## [What you should do]
Across the entries below, how many lines contain the word "React"? Give the number alone.

## [Items]

----

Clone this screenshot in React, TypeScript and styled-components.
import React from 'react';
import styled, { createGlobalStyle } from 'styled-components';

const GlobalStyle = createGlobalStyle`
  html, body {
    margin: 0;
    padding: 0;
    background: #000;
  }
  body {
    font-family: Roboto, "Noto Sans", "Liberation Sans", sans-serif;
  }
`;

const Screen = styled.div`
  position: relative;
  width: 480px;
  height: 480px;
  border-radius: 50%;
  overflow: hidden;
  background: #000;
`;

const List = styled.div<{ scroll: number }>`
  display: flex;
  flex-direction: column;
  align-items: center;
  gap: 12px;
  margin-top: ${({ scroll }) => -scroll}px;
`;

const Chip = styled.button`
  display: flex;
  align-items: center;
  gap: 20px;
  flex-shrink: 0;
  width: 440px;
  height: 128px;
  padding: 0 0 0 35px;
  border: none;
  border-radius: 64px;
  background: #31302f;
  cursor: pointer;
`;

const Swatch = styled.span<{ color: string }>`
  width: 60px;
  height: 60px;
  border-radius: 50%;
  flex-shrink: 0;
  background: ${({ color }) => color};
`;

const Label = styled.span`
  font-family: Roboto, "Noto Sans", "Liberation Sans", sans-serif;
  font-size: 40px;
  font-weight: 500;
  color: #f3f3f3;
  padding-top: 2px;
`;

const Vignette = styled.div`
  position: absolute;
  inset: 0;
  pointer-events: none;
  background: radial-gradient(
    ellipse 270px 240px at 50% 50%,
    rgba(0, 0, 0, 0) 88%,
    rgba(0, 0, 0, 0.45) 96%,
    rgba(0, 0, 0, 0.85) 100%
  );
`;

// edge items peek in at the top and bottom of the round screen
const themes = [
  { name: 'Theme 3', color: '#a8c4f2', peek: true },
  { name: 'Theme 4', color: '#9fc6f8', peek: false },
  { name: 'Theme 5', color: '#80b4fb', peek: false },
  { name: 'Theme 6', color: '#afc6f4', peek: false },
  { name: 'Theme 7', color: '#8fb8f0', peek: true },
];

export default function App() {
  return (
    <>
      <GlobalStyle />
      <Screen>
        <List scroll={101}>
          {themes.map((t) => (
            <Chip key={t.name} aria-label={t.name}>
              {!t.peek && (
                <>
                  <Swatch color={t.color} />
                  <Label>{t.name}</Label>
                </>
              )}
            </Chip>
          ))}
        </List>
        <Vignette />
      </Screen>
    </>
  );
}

----

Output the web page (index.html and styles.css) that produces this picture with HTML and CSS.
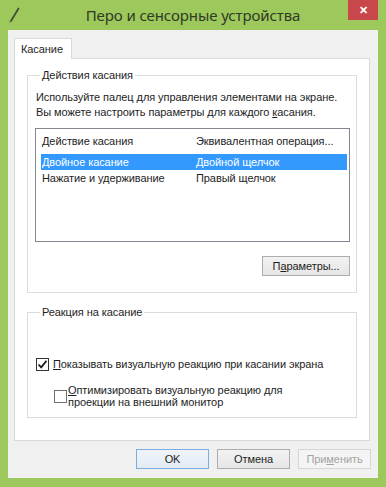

----

## [Result of this task]
2